DO THIS -
Reproduce every line of the listing as written, apart from the pictures.

.....

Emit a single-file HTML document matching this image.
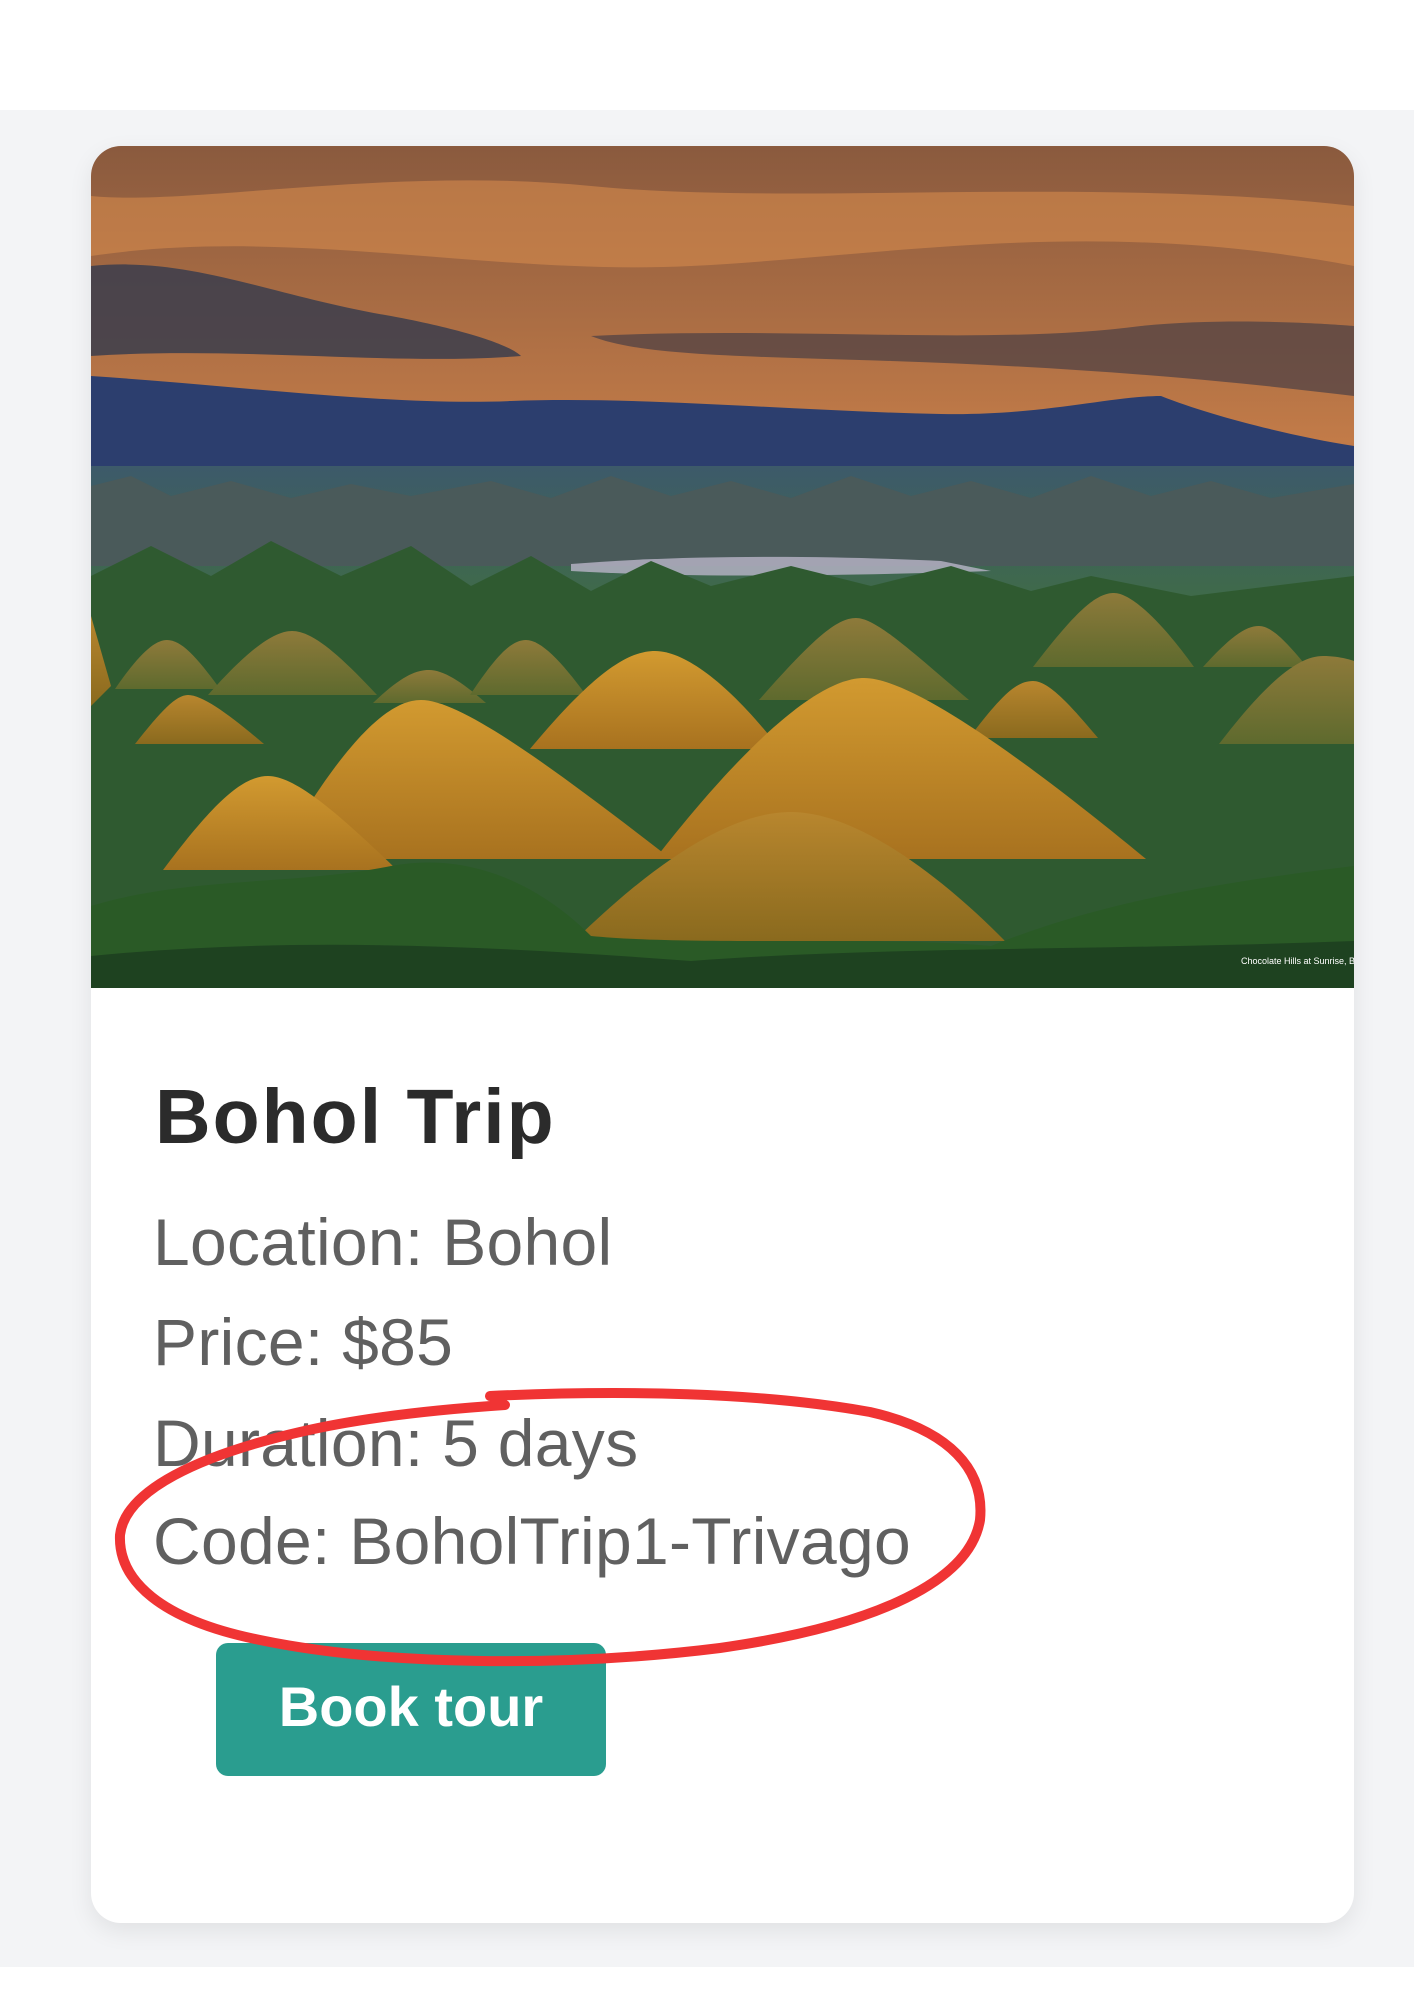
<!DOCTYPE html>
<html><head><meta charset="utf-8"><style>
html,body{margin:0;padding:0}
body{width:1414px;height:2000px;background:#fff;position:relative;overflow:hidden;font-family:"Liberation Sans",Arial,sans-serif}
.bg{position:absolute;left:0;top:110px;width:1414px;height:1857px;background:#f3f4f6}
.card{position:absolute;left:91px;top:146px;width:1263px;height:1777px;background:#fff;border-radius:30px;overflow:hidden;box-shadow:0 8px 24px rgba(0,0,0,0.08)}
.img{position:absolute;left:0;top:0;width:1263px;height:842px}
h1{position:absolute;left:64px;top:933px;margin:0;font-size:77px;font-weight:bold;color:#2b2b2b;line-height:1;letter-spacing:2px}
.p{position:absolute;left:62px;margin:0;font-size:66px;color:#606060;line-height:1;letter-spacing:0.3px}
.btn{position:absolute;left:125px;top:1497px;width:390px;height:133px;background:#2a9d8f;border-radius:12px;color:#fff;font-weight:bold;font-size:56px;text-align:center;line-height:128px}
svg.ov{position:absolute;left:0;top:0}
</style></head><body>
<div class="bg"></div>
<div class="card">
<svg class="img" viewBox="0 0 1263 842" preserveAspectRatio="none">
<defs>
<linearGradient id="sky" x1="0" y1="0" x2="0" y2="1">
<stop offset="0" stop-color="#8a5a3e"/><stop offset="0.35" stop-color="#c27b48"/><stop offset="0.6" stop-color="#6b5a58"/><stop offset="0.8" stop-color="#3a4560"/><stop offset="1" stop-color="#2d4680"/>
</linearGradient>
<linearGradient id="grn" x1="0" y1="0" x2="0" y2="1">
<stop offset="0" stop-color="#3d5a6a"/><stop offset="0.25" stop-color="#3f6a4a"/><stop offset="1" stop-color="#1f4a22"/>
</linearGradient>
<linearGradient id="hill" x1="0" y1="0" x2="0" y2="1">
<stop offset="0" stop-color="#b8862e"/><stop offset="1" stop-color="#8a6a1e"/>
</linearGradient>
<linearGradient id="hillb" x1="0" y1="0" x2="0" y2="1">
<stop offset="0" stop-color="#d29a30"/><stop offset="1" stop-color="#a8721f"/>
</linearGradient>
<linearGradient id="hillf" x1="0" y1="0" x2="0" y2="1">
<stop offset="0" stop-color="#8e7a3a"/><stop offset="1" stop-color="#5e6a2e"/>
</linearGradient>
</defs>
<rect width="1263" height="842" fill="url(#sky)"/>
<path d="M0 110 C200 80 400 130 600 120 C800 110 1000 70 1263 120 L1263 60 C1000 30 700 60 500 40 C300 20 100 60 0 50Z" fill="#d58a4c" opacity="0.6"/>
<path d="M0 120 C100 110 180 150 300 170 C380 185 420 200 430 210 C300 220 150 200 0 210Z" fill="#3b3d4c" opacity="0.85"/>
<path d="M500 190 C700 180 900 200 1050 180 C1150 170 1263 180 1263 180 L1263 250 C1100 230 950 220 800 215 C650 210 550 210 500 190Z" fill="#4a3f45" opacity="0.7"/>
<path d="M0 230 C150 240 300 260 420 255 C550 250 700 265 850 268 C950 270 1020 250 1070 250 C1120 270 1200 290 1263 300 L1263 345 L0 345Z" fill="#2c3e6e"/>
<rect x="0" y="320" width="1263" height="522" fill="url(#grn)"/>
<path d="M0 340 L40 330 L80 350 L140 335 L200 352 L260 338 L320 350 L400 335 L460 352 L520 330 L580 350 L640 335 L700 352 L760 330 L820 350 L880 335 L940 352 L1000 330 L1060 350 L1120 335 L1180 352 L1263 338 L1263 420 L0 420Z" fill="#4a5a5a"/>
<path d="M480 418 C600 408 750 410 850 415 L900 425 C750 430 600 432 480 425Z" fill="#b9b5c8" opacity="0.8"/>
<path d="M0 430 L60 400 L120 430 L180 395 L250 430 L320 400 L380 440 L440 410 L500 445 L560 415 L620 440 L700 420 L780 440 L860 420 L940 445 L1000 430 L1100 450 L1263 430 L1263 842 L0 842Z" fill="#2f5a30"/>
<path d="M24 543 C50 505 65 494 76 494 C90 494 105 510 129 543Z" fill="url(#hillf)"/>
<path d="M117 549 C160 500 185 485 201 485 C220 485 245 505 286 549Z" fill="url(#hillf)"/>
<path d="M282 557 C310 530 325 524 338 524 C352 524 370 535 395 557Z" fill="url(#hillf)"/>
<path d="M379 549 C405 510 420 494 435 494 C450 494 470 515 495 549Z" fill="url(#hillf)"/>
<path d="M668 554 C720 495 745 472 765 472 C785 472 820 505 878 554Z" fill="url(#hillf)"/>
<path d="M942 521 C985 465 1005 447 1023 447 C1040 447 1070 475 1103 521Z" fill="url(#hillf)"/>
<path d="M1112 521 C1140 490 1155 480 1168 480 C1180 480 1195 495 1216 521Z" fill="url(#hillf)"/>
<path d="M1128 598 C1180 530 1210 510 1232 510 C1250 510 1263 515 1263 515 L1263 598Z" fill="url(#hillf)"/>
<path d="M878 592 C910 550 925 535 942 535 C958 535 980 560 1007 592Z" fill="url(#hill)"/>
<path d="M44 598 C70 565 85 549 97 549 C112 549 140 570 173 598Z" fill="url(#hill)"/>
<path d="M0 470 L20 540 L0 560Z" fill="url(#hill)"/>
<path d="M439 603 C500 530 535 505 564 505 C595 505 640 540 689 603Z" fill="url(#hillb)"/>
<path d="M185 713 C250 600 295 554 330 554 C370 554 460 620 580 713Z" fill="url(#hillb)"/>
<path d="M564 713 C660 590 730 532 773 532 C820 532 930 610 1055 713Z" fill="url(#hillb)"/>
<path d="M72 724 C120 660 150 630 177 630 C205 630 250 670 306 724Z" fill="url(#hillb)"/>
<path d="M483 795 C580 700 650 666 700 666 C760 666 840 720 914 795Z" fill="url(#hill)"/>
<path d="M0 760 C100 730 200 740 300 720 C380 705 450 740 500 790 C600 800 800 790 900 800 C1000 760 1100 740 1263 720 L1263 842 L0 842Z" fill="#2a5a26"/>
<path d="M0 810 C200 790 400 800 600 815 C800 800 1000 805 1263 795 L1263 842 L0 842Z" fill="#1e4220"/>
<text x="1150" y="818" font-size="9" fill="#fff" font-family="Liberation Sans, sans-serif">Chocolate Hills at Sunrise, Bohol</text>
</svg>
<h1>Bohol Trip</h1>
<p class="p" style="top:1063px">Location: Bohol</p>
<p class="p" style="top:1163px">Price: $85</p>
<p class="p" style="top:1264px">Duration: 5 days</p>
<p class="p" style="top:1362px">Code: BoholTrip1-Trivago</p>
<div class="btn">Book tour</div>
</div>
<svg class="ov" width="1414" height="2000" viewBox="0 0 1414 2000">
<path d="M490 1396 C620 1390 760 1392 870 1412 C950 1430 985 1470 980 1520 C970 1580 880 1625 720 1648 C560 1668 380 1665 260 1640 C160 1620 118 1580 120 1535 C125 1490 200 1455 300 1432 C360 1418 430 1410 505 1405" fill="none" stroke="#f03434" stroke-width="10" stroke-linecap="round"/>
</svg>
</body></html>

.....

TASK OUTPUT -
Emit a single-file HTML document matching this image.
<!DOCTYPE html>
<html><head><meta charset="utf-8"><style>
html,body{margin:0;padding:0}
body{width:1414px;height:2000px;background:#fff;position:relative;overflow:hidden;font-family:"Liberation Sans",Arial,sans-serif}
.bg{position:absolute;left:0;top:110px;width:1414px;height:1857px;background:#f3f4f6}
.card{position:absolute;left:91px;top:146px;width:1263px;height:1777px;background:#fff;border-radius:30px;overflow:hidden;box-shadow:0 8px 24px rgba(0,0,0,0.08)}
.img{position:absolute;left:0;top:0;width:1263px;height:842px}
h1{position:absolute;left:64px;top:933px;margin:0;font-size:77px;font-weight:bold;color:#2b2b2b;line-height:1;letter-spacing:2px}
.p{position:absolute;left:62px;margin:0;font-size:66px;color:#606060;line-height:1;letter-spacing:0.3px}
.btn{position:absolute;left:125px;top:1497px;width:390px;height:133px;background:#2a9d8f;border-radius:12px;color:#fff;font-weight:bold;font-size:56px;text-align:center;line-height:128px}
svg.ov{position:absolute;left:0;top:0}
</style></head><body>
<div class="bg"></div>
<div class="card">
<svg class="img" viewBox="0 0 1263 842" preserveAspectRatio="none">
<defs>
<linearGradient id="sky" x1="0" y1="0" x2="0" y2="1">
<stop offset="0" stop-color="#8a5a3e"/><stop offset="0.35" stop-color="#c27b48"/><stop offset="0.6" stop-color="#6b5a58"/><stop offset="0.8" stop-color="#3a4560"/><stop offset="1" stop-color="#2d4680"/>
</linearGradient>
<linearGradient id="grn" x1="0" y1="0" x2="0" y2="1">
<stop offset="0" stop-color="#3d5a6a"/><stop offset="0.25" stop-color="#3f6a4a"/><stop offset="1" stop-color="#1f4a22"/>
</linearGradient>
<linearGradient id="hill" x1="0" y1="0" x2="0" y2="1">
<stop offset="0" stop-color="#b8862e"/><stop offset="1" stop-color="#8a6a1e"/>
</linearGradient>
<linearGradient id="hillb" x1="0" y1="0" x2="0" y2="1">
<stop offset="0" stop-color="#d29a30"/><stop offset="1" stop-color="#a8721f"/>
</linearGradient>
<linearGradient id="hillf" x1="0" y1="0" x2="0" y2="1">
<stop offset="0" stop-color="#8e7a3a"/><stop offset="1" stop-color="#5e6a2e"/>
</linearGradient>
</defs>
<rect width="1263" height="842" fill="url(#sky)"/>
<path d="M0 110 C200 80 400 130 600 120 C800 110 1000 70 1263 120 L1263 60 C1000 30 700 60 500 40 C300 20 100 60 0 50Z" fill="#d58a4c" opacity="0.6"/>
<path d="M0 120 C100 110 180 150 300 170 C380 185 420 200 430 210 C300 220 150 200 0 210Z" fill="#3b3d4c" opacity="0.85"/>
<path d="M500 190 C700 180 900 200 1050 180 C1150 170 1263 180 1263 180 L1263 250 C1100 230 950 220 800 215 C650 210 550 210 500 190Z" fill="#4a3f45" opacity="0.7"/>
<path d="M0 230 C150 240 300 260 420 255 C550 250 700 265 850 268 C950 270 1020 250 1070 250 C1120 270 1200 290 1263 300 L1263 345 L0 345Z" fill="#2c3e6e"/>
<rect x="0" y="320" width="1263" height="522" fill="url(#grn)"/>
<path d="M0 340 L40 330 L80 350 L140 335 L200 352 L260 338 L320 350 L400 335 L460 352 L520 330 L580 350 L640 335 L700 352 L760 330 L820 350 L880 335 L940 352 L1000 330 L1060 350 L1120 335 L1180 352 L1263 338 L1263 420 L0 420Z" fill="#4a5a5a"/>
<path d="M480 418 C600 408 750 410 850 415 L900 425 C750 430 600 432 480 425Z" fill="#b9b5c8" opacity="0.8"/>
<path d="M0 430 L60 400 L120 430 L180 395 L250 430 L320 400 L380 440 L440 410 L500 445 L560 415 L620 440 L700 420 L780 440 L860 420 L940 445 L1000 430 L1100 450 L1263 430 L1263 842 L0 842Z" fill="#2f5a30"/>
<path d="M24 543 C50 505 65 494 76 494 C90 494 105 510 129 543Z" fill="url(#hillf)"/>
<path d="M117 549 C160 500 185 485 201 485 C220 485 245 505 286 549Z" fill="url(#hillf)"/>
<path d="M282 557 C310 530 325 524 338 524 C352 524 370 535 395 557Z" fill="url(#hillf)"/>
<path d="M379 549 C405 510 420 494 435 494 C450 494 470 515 495 549Z" fill="url(#hillf)"/>
<path d="M668 554 C720 495 745 472 765 472 C785 472 820 505 878 554Z" fill="url(#hillf)"/>
<path d="M942 521 C985 465 1005 447 1023 447 C1040 447 1070 475 1103 521Z" fill="url(#hillf)"/>
<path d="M1112 521 C1140 490 1155 480 1168 480 C1180 480 1195 495 1216 521Z" fill="url(#hillf)"/>
<path d="M1128 598 C1180 530 1210 510 1232 510 C1250 510 1263 515 1263 515 L1263 598Z" fill="url(#hillf)"/>
<path d="M878 592 C910 550 925 535 942 535 C958 535 980 560 1007 592Z" fill="url(#hill)"/>
<path d="M44 598 C70 565 85 549 97 549 C112 549 140 570 173 598Z" fill="url(#hill)"/>
<path d="M0 470 L20 540 L0 560Z" fill="url(#hill)"/>
<path d="M439 603 C500 530 535 505 564 505 C595 505 640 540 689 603Z" fill="url(#hillb)"/>
<path d="M185 713 C250 600 295 554 330 554 C370 554 460 620 580 713Z" fill="url(#hillb)"/>
<path d="M564 713 C660 590 730 532 773 532 C820 532 930 610 1055 713Z" fill="url(#hillb)"/>
<path d="M72 724 C120 660 150 630 177 630 C205 630 250 670 306 724Z" fill="url(#hillb)"/>
<path d="M483 795 C580 700 650 666 700 666 C760 666 840 720 914 795Z" fill="url(#hill)"/>
<path d="M0 760 C100 730 200 740 300 720 C380 705 450 740 500 790 C600 800 800 790 900 800 C1000 760 1100 740 1263 720 L1263 842 L0 842Z" fill="#2a5a26"/>
<path d="M0 810 C200 790 400 800 600 815 C800 800 1000 805 1263 795 L1263 842 L0 842Z" fill="#1e4220"/>
<text x="1150" y="818" font-size="9" fill="#fff" font-family="Liberation Sans, sans-serif">Chocolate Hills at Sunrise, Bohol</text>
</svg>
<h1>Bohol Trip</h1>
<p class="p" style="top:1063px">Location: Bohol</p>
<p class="p" style="top:1163px">Price: $85</p>
<p class="p" style="top:1264px">Duration: 5 days</p>
<p class="p" style="top:1362px">Code: BoholTrip1-Trivago</p>
<div class="btn">Book tour</div>
</div>
<svg class="ov" width="1414" height="2000" viewBox="0 0 1414 2000">
<path d="M490 1396 C620 1390 760 1392 870 1412 C950 1430 985 1470 980 1520 C970 1580 880 1625 720 1648 C560 1668 380 1665 260 1640 C160 1620 118 1580 120 1535 C125 1490 200 1455 300 1432 C360 1418 430 1410 505 1405" fill="none" stroke="#f03434" stroke-width="10" stroke-linecap="round"/>
</svg>
</body></html>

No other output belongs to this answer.